Faire de bons résultats sur les Coupes du monde dans le but d’accrocher une sélection pour les JO de Pékin. Je vais particulièrement me concentrer sur la poursuite par équipe ainsi que l’américaine.
Si tu avais un conseil à donner aux jeunes cyclistes qui veulent progresser…
Ne jamais baisser les bras, persévérer et insister même si parfois les résultats ne sont pas au rendez-vous. On ne peut pas être toujours au top et il est important d’apprendre à gérer sa forme en se donnant des périodes de récupération.
Jérôme Neuville en bref
- Né le 15 août 1975 à Saint-Martin d’Hères (38).
- Professionnel sur route dans l’équipe Crédit Agricole de 1999 à 2001 puis chez Cofidis en 2002.
- 3 sélections aux Jeux Olympiques (Atlanta, Sydney et Athènes).
- Champion du Monde de la course scratch en 2006 à Bordeaux.
- Champion du Monde de l’américaine (avec Robert Sassone) en 2002.
- Champion du Monde de l’américaine (avec Frank Perque) et 4ème de la poursuite individuelle et par équipe en 2001 à Anvers.

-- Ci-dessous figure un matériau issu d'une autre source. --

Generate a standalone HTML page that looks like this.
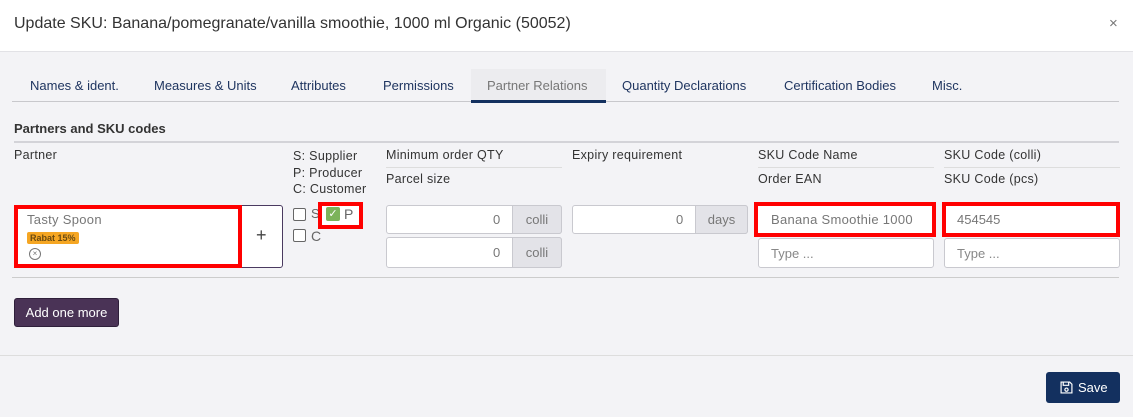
<!DOCTYPE html>
<html><head><meta charset="utf-8"><style>
*{box-sizing:border-box;margin:0;padding:0}
body{width:1133px;height:417px;background:#f3f3f6;font-family:"Liberation Sans",sans-serif;font-size:13px;color:#333;position:relative;overflow:hidden}
.a{position:absolute}
.hdr{left:0;top:0;width:1133px;height:52px;background:#fff;border-bottom:1px solid #e2e2e6}
.t{white-space:nowrap}
.tab{top:78px;font-size:13px;color:#1f3560}
.lbl{font-size:12.5px;color:#333;letter-spacing:0.3px}
.inp{background:#fff;border:1px solid #c9c9cf;border-radius:3px}
.add{background:#e3e3e8;border:1px solid #c9c9cf;color:#777;font-size:13px;text-align:center;line-height:28px}
.red{border:4px solid #f00}
.ph{color:#888;font-size:13px}
.cb{width:13px;height:13px;border:1.5px solid #666;border-radius:2px;background:#fff}
</style></head><body>
<div class="a hdr"></div>
<div class="a t" style="left:14px;top:15px;font-size:16px;color:#333">Update SKU: Banana/pomegranate/vanilla smoothie, 1000 ml Organic (50052)</div>
<div class="a t" style="left:1109px;top:15px;font-size:15px;color:#777">×</div>

<div class="a" style="left:471px;top:69px;width:135px;height:32px;background:#ececef"></div>
<div class="a" style="left:12px;top:101px;width:1107px;height:1px;background:#c8c8cc"></div>
<div class="a" style="left:471px;top:100px;width:135px;height:3px;background:#13305f"></div>
<div class="a t tab" style="left:30px">Names &amp; ident.</div>
<div class="a t tab" style="left:154px">Measures &amp; Units</div>
<div class="a t tab" style="left:291px">Attributes</div>
<div class="a t tab" style="left:383px">Permissions</div>
<div class="a t tab" style="left:487px;color:#777">Partner Relations</div>
<div class="a t tab" style="left:622px">Quantity Declarations</div>
<div class="a t tab" style="left:784px">Certification Bodies</div>
<div class="a t tab" style="left:932px">Misc.</div>

<div class="a t" style="left:14px;top:121px;font-weight:bold;font-size:13px;color:#333">Partners and SKU codes</div>
<div class="a" style="left:14px;top:141px;width:1105px;height:2px;background:#d3d3d8"></div>

<div class="a t lbl" style="left:14px;top:148px">Partner</div>
<div class="a t lbl" style="left:293px;top:148px;line-height:16.5px">S: Supplier<br>P: Producer<br>C: Customer</div>
<div class="a t lbl" style="left:386px;top:148px">Minimum order QTY</div>
<div class="a" style="left:386px;top:167px;width:176px;height:1px;background:#ddd"></div>
<div class="a t lbl" style="left:386px;top:172px">Parcel size</div>
<div class="a t lbl" style="left:572px;top:148px">Expiry requirement</div>
<div class="a t lbl" style="left:758px;top:148px">SKU Code Name</div>
<div class="a" style="left:758px;top:167px;width:176px;height:1px;background:#ddd"></div>
<div class="a t lbl" style="left:758px;top:172px">Order EAN</div>
<div class="a t lbl" style="left:944px;top:148px">SKU Code (colli)</div>
<div class="a" style="left:944px;top:167px;width:176px;height:1px;background:#ddd"></div>
<div class="a t lbl" style="left:944px;top:172px">SKU Code (pcs)</div>

<!-- partner -->
<div class="a" style="left:14px;top:205px;width:269px;height:63px;background:#fff;border:1px solid #4a3a60;border-radius:3px"></div>
<div class="a" style="left:241px;top:205px;width:1px;height:63px;background:#4a3a60"></div>
<div class="a t" style="left:256px;top:225px;font-size:18px;color:#444">+</div>
<div class="a red" style="left:14px;top:205px;width:228px;height:63px"></div>
<div class="a t" style="left:27px;top:212px;color:#777;font-size:13px;letter-spacing:0.3px">Tasty Spoon</div>
<div class="a t" style="left:27px;top:232px;background:#f5a623;color:#6a4a10;font-size:9px;font-weight:bold;padding:1px 3px;border-radius:2px">Rabat 15%</div>
<div class="a" style="left:29px;top:248px;width:12px;height:12px;border:1px solid #777;border-radius:50%;font-size:8px;line-height:10px;text-align:center;color:#777">×</div>

<!-- checkboxes -->
<div class="a cb" style="left:293px;top:208px"></div>
<div class="a t" style="left:311px;top:206px;color:#666">S</div>
<div class="a cb" style="left:293px;top:229px"></div>
<div class="a t" style="left:311px;top:228px;color:#666;font-size:14px">C</div>
<div class="a" style="left:318px;top:202px;width:45px;height:27px;background:#fff;border:4px solid #f00"></div>
<div class="a" style="left:326px;top:207px;width:14px;height:14px;background:#7cb35a;border-radius:2px;color:#fff;font-size:11px;line-height:14px;text-align:center">✓</div>
<div class="a t" style="left:344px;top:206px;color:#666;font-size:14px">P</div>

<!-- qty -->
<div class="a inp" style="left:386px;top:205px;width:176px;height:29px"></div>
<div class="a add" style="left:512px;top:205px;width:50px;height:29px;border-radius:0 3px 3px 0">colli</div>
<div class="a t ph" style="left:493px;top:212px;color:#777">0</div>
<div class="a inp" style="left:386px;top:237px;width:176px;height:31px"></div>
<div class="a add" style="left:512px;top:237px;width:50px;height:31px;border-radius:0 3px 3px 0;line-height:30px">colli</div>
<div class="a t ph" style="left:493px;top:245px;color:#777">0</div>
<div class="a inp" style="left:572px;top:205px;width:176px;height:29px"></div>
<div class="a add" style="left:695px;top:205px;width:53px;height:29px;border-radius:0 3px 3px 0">days</div>
<div class="a t ph" style="left:676px;top:212px;color:#777">0</div>

<!-- sku -->
<div class="a inp" style="left:758px;top:238px;width:176px;height:30px"></div>
<div class="a t ph" style="left:771px;top:246px">Type ...</div>
<div class="a red" style="left:754px;top:202px;width:182px;height:35px;background:#fff"></div>
<div class="a t" style="left:771px;top:212px;color:#777;letter-spacing:0.3px">Banana Smoothie 1000</div>
<div class="a inp" style="left:944px;top:238px;width:176px;height:30px"></div>
<div class="a t ph" style="left:957px;top:246px">Type ...</div>
<div class="a red" style="left:942px;top:202px;width:178px;height:35px;background:#fff"></div>
<div class="a t" style="left:957px;top:212px;color:#777">454545</div>

<div class="a" style="left:12px;top:277px;width:1107px;height:1px;background:#ccc"></div>
<div class="a t" style="left:14px;top:298px;width:105px;height:29px;background:#4a3356;border:1px solid #2e1f3a;border-radius:3px;color:#fff;font-size:13px;text-align:center;line-height:27px">Add one more</div>

<div class="a" style="left:0;top:355px;width:1133px;height:1px;background:#ddd"></div>
<div class="a" style="left:1046px;top:372px;width:74px;height:31px;background:#13305f;border-radius:3px;color:#fff;font-size:13px;line-height:31px">
<svg class="a" style="left:14px;top:9px" width="13" height="13" viewBox="0 0 12 12" fill="none" stroke="#fff" stroke-width="1.1"><path d="M1 1h8l2 2v8H1z"/><path d="M3 1v3h5V1"/><circle cx="6" cy="8" r="1.5"/></svg>
<span class="a" style="left:32px;top:0">Save</span></div>
</body></html>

- Vainqueur de la 2ème manche de Coupe du Monde en 2007 lors de l’épreuve de la course à l’américaine (avec Christophe Riblon) à Pékin.
- 2ème du Championnat du Monde de poursuite par équipe en 1999 à Berlin.
- 3ème des Championnats du Monde de poursuite par équipe en 1997 à Perth, en 2000 à Manchester et en 2003 à Stuttgart.
- 4ème des Jeux Olympiques de Sydney (2000) en poursuite par équipe.
- Vainqueur de l’Open des Nations à 4 reprises, en participant à la course à l’américaine, puis à la course aux points, en 1997, 1998, 1999 et 2002.
- Champion d’Europe de l’omnium en 1996 et 1997.
- Champion de France de poursuite en 2001 et 2003.
- Champion de France de course à l’américaine en 1997, 1999, 2003 et 2005.